Our Caribbean Sea simmered all summer. Then Hurricane Melissa became its vessel, and its vehicle. A juggernaut of heat and moisture, it tore into Jamaica with winds nearing 185 mph, tied for the strongest hurricane ever to strike land in the Atlantic.
This was more than a weather event; it was a verdict, a test of thermodynamics and conscience alike. Its energy drew from waters about 1.4 Celsius warmer than usual, a warmth scientists say was made hundreds of times more likely by human-driven climate change.
Hurricane Melissa left behind a trail of devastation in our Caribbean homelands. Experts confirmed that its explosive intensification from 70 mph to 140 mph in one day, then 140 mph to 175 mph the next, was tied to unusually hot seas. It was, in the words of one scientist, “nature reaffirming the basic laws of thermodynamics”.
In September, UN Secretary-General António Guterres had lamented that “the truth is that we have failed”, warning that surpassing the 1.5 degrees Celsius target would unleash “devastating consequences”. For our Caribbean, Hurricane Melissa’s landfall was as eloquent a warning as any speech from the podium of the United Nations.
Hurricane Melissa exposed the widening gulf between scientific certainty and political retreat.
Kerry Emanuel of MIT noted this was the third Category 5 hurricane in the Atlantic this year, and evidence that “the proportion of global tropical cyclones reaching high intensity is increasing”. Jim Kossin, formerly of NOAA, was even clearer: “The very warm water almost certainly has a human fingerprint on it, and there is no question that this warm water played a key role in Melissa’s intensity.”
These are not speculative claims; they are the physics of a planet out of balance.
Across the region, Caribbean editorial boards have recognised what global leaders continue to sidestep: that every storm season now doubles as climate testimony. Stabroek News was more forthright, noting that the world’s largest economies are “backtracking on climate pledges”, pursuing oil profits while our homelands bear the cost.
Brazil’s auctioning of 47 offshore blocks near the mouth of the Amazon, the US decision to open 1.56 million acres of Alaska’s Arctic refuge to drilling, and Guyana’s paradoxical position as both carbon-negative and an oil-producing nation reveal the same conflicting: extraction persists even as extinction takes its first steps onto the shore.

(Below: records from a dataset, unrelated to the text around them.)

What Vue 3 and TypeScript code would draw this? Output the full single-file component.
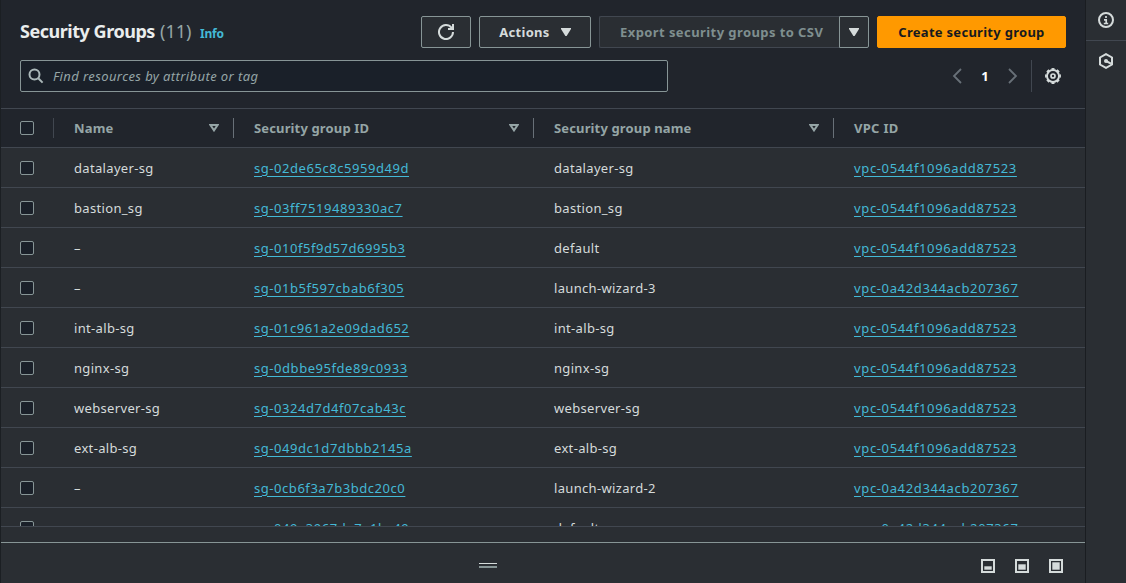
<script setup lang="ts">
interface Group { name: string; id: string; group: string; vpc: string }
const A = 'vpc-0544f1096add87523'
const B = 'vpc-0a42d344acb207367'
const rows: Group[] = [
  { name: 'datalayer-sg', id: 'sg-02de65c8c5959d49d', group: 'datalayer-sg', vpc: A },
  { name: 'bastion_sg', id: 'sg-03ff7519489330ac7', group: 'bastion_sg', vpc: A },
  { name: '–', id: 'sg-010f5f9d57d6995b3', group: 'default', vpc: A },
  { name: '–', id: 'sg-01b5f597cbab6f305', group: 'launch-wizard-3', vpc: B },
  { name: 'int-alb-sg', id: 'sg-01c961a2e09dad652', group: 'int-alb-sg', vpc: A },
  { name: 'nginx-sg', id: 'sg-0dbbe95fde89c0933', group: 'nginx-sg', vpc: A },
  { name: 'webserver-sg', id: 'sg-0324d7d4f07cab43c', group: 'webserver-sg', vpc: A },
  { name: 'ext-alb-sg', id: 'sg-049dc1d7dbbb2145a', group: 'ext-alb-sg', vpc: A },
  { name: '–', id: 'sg-0cb6f3a7b3bdc20c0', group: 'launch-wizard-2', vpc: B },
  { name: '–', id: 'sg-049a3967da7a1bc49', group: 'default', vpc: B },
]
const columns = ['Name', 'Security group ID', 'Security group name', 'VPC ID']
const layouts = [{ y: 7, h: 4 }, { y: 5, h: 6 }, { y: 3, h: 8 }]
</script>

<template>
  <div class="app">
    <main class="main">
      <header class="top">
        <div class="titlebar">
          <h1><span class="title">Security Groups</span><span class="count">(11)</span><a class="info">Info</a></h1>
          <div class="actions">
            <button class="btn refresh">
              <svg width="16" height="16" viewBox="0 0 16 16" fill="none" stroke="currentColor" stroke-width="2"><path d="M10 5h5V0M15 8a7 7 0 1 1-1.5-4.3L15 5" /></svg>
            </button>
            <button class="btn act"><span>Actions</span><svg width="10" height="8" viewBox="0 0 10 8"><path d="M0 0h10v1L5.6 8h-1.2L0 1z" fill="currentColor" /></svg></button>
            <div class="split">
              <button class="btn export"><span>Export security groups to CSV</span></button>
              <button class="btn drop"><svg width="10" height="8" viewBox="0 0 10 8"><path d="M0 0h10v1L5.6 8h-1.2L0 1z" fill="currentColor" /></svg></button>
            </div>
            <button class="btn create"><span>Create security group</span></button>
          </div>
        </div>
        <div class="filterbar">
          <div class="search">
            <svg width="16" height="16" viewBox="0 0 16 16" fill="none" stroke="currentColor" stroke-width="2"><circle cx="6.5" cy="6.5" r="5" /><path d="m10 10 4.6 4.6" /></svg>
            <span>Find resources by attribute or tag</span>
          </div>
          <div class="pager">
            <svg width="10" height="16" viewBox="0 0 10 16" fill="none" stroke="currentColor" stroke-width="1.8"><path d="M9 1 2 8l7 7" /></svg>
            <b>1</b>
            <svg width="10" height="16" viewBox="0 0 10 16" fill="none" stroke="currentColor" stroke-width="1.8"><path d="m1 1 7 7-7 7" /></svg>
            <i class="rule"></i>
            <svg class="gear" width="16" height="16" viewBox="0 0 16 16" fill="none" stroke="currentColor"><circle cx="8" cy="8" r="6" stroke-width="1.9" /><circle cx="8" cy="8" r="7.1" stroke-width="1.7" pathLength="16" stroke-dasharray="1.1 .9" stroke-dashoffset=".55" /><circle cx="8" cy="8" r="2" stroke-width="1.7" /></svg>
          </div>
        </div>
      </header>
      <section class="table">
        <div class="row head">
          <div class="check"><i class="box"></i></div>
          <div v-for="(c, i) in columns" :key="c" class="cell">
            <span>{{ c }}</span>
            <svg v-if="i < 3" width="10" height="8" viewBox="0 0 10 8" fill="none" stroke="currentColor" stroke-width="2"><path d="M1.4 1h7.2L5 6.4z" /></svg>
          </div>
        </div>
        <div v-for="r in rows" :key="r.id" class="row">
          <div class="check"><i class="box"></i></div>
          <div class="cell">{{ r.name }}</div>
          <div class="cell"><a class="sg">{{ r.id }}</a></div>
          <div class="cell">{{ r.group }}</div>
          <div class="cell"><a class="vpc">{{ r.vpc }}</a></div>
        </div>
      </section>
      <div class="scroll"></div>
      <footer class="panel">
        <div class="grip"></div>
        <div class="modes">
          <svg v-for="l in layouts" :key="l.y" width="14" height="14" viewBox="0 0 14 14"><path d="M1 1h12v12H1z" fill="none" stroke="currentColor" stroke-width="2" /><rect x="3" :y="l.y" width="8" :height="l.h" fill="currentColor" /></svg>
        </div>
      </footer>
    </main>
    <aside class="rail">
      <div class="tool"><svg width="16" height="16" viewBox="0 0 16 16" fill="none" stroke="currentColor" stroke-width="2"><circle cx="8" cy="8" r="7" /><path d="M8 4v2M6 7.8h2.2V11M5.8 11.5h4.4" stroke-width="1.7" /></svg></div>
      <div class="tool"><svg width="16" height="16" viewBox="0 0 16 16" fill="none" stroke="currentColor" stroke-width="2"><path d="m8 1.1 6 3.4v7l-6 3.4-6-3.4v-7zM8 8l5 2.6" /><circle cx="8" cy="8" r="2" fill="currentColor" stroke="none" /></svg></div>
    </aside>
  </div>
</template>

<style>
body { margin: 0; background: #2a2e33; }
</style>
<style scoped>
* { box-sizing: border-box; }
svg { display: block; flex: none; }
.app { display: flex; width: 1126px; height: 583px; overflow: hidden; background: #2a2e33; color: #d5dbdb; font: 13px/20px "Noto Sans", sans-serif; }
.main { width: 1086px; height: 583px; display: flex; flex-direction: column; border-left: 1px solid #1b1f23; border-right: 1px solid #1a1d21; }
.top { height: 108px; padding: 16px 19px 0; background: #21252c; flex: none; }
.titlebar { display: flex; justify-content: space-between; height: 32px; margin-bottom: 12px; }
h1 { margin: 0; display: flex; align-items: baseline; white-space: nowrap; font-size: 18px; line-height: 30px; }
.title { font-weight: 700; color: #eaeded; width: 140px; letter-spacing: -.47px; }
.count { font-weight: 400; color: #95a5a6; width: 40px; }
.info { font-size: 12px; color: #44b9d6; font-weight: 700; letter-spacing: -.2px; }
.actions { display: flex; }
.btn { height: 32px; margin: 0; padding: 0; display: flex; align-items: center; justify-content: center; font: 700 13px/20px "Noto Sans", sans-serif; letter-spacing: .28px; color: #d5dbdb; background: #2a2e33; border: 1px solid #879596; border-radius: 2px; white-space: nowrap; }
.refresh { width: 50px; margin-right: 8px; }
.act { width: 112px; gap: 11px; margin-right: 8px; }
.split { display: flex; margin-right: 8px; }
.export { width: 240px; justify-content: flex-start; padding-left: 20px; letter-spacing: .42px; color: #7f8f8f; border-color: #414750; border-right: 0; border-radius: 2px 0 0 2px; }
.drop { width: 30px; border-radius: 0 2px 2px 0; }
.create { width: 189px; background: #ff9900; border-color: #ff9900; color: #16191f; }
.filterbar { display: flex; justify-content: space-between; height: 32px; }
.search { width: 648px; display: flex; align-items: center; gap: 9px; padding-left: 7px; border: 1px solid #879596; border-radius: 2px; background: #1a2029; color: #95a5a6; font-style: italic; letter-spacing: .4px; }
.search svg { color: #aab7b8; }
.pager { display: flex; align-items: center; width: 114px; color: #687078; }
.pager b { width: 46px; text-align: center; color: #fff; }
.rule { width: 1px; height: 32px; background: #414750; margin: 0 13px; }
.gear { color: #d5dbdb; }
.table { height: 418px; overflow: hidden; flex: none; border-top: 1px solid #414750; }
.row { display: grid; grid-template-columns: 53px 180px 300px 300px 251px; height: 40px; border-bottom: 1px solid #414750; align-items: center; }
.row.head { height: 39px; background: #21252c; font-weight: 700; color: #95a5a6; }
.check { padding-left: 19px; position: relative; }
.box { display: block; width: 14px; height: 14px; border: 1px solid #879596; border-radius: 2px; background: #1a2029; }
.cell { padding-left: 20px; white-space: nowrap; letter-spacing: .33px; }
.head .check { height: 20px; padding-top: 3px; border-right: 1px solid #414750; }
.head .cell { display: flex; align-items: center; justify-content: space-between; height: 20px; padding-right: 14px; border-right: 1px solid #687078; letter-spacing: .14px; }
.head .cell:last-child { border: 0; letter-spacing: .3px; }
.cell a { color: #44b9d6; text-decoration: underline; text-underline-offset: 3px; text-decoration-thickness: 1px; text-decoration-skip-ink: auto; }
.cell .sg { letter-spacing: .55px; }
.cell .vpc { letter-spacing: .64px; }
.scroll { height: 16px; flex: none; border-top: 1px solid #414750; }
.panel { height: 41px; border-top: 1px solid #879596; display: flex; align-items: center; justify-content: space-between; padding: 5px 22px 0 478px; }
.grip { width: 18px; height: 5px; margin-bottom: 1px; border-top: 1px solid #d5dbdb; border-bottom: 2px solid #879596; }
.modes { display: flex; gap: 20px; }
.modes rect { stroke: #2a2e33; stroke-width: .6; }
.rail { width: 40px; background: #2a2e33; }
.tool { height: 41px; display: flex; align-items: center; justify-content: center; border-bottom: 1px solid #414750; }
.tool + .tool { height: 40px; border: 0; }
.head .check, .head .cell { height: 20px; }
</style>
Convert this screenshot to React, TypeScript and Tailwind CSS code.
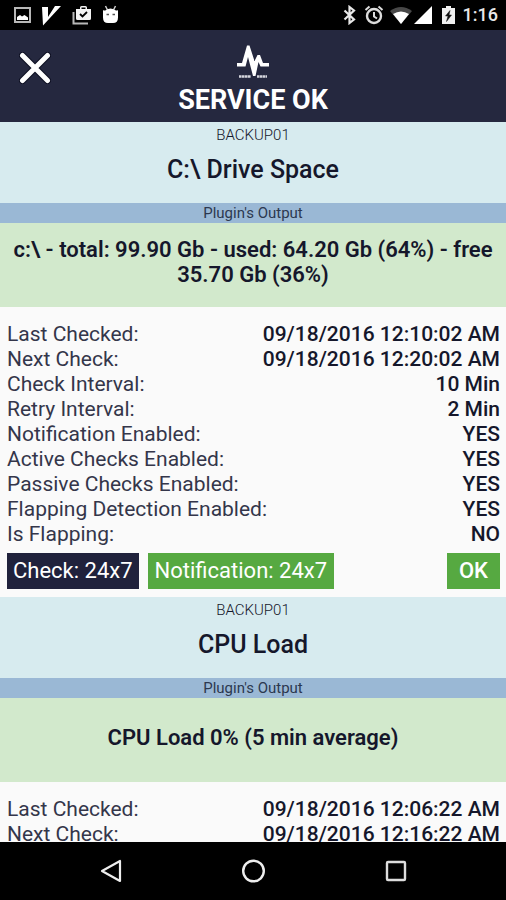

From our Caribbean diaspora in the GTA and beyond, the anguish is both scientific and personal. For our communities whose ancestral homes lie in hurricane paths, each event is not an abstract indicator, it is kinship undone by heat. While the physics of warming are global, the grief it brings arrives at a postal code. Hurricane Melissa, vessel and vehicle of this truth, reminds our diaspora that what begins in the Caribbean basin does not stop at its shores.
Meanwhile, some like Bill Gates are urging the world to move on, insisting that “although climate change will have serious consequences… it will not lead to humanity’s demise”. That may comfort those living far from the tropics. But survival is not justice. Thriving “in most places on Earth” excludes those whose coastlines no longer exist.
Scientists acknowledge that not every aspect of Hurricane Melissa, such as its slow drift, can be directly attributed to warming. Yet the consensus remains: warmer oceans amplified its power and nourished its rainfall. Its signature may be meteorological, but its propulsion, that juggernaut momentum, is fueled by politics.
Hurricane Melissa’s churned waters are both mirror and messenger, vessel and vehicle of our planet’s rising fever. It carried the heat we continue to store, the choices we delayed, and the debts we continue to deny.
As delegates prepare for COP 30 this month in Belém, Brazil, a host nation itself expanding oil frontiers, Hurricane Melissa’s wrecking ball should stand as the first agenda item. Hurricanes like Melissa are not seasonal anomalies; they are the human index of our warming world.
We do not need another pledge, but integrity; the kind that measures leadership through lives saved. Meanwhile, our Caribbean simmers, awaiting the next juggernaut.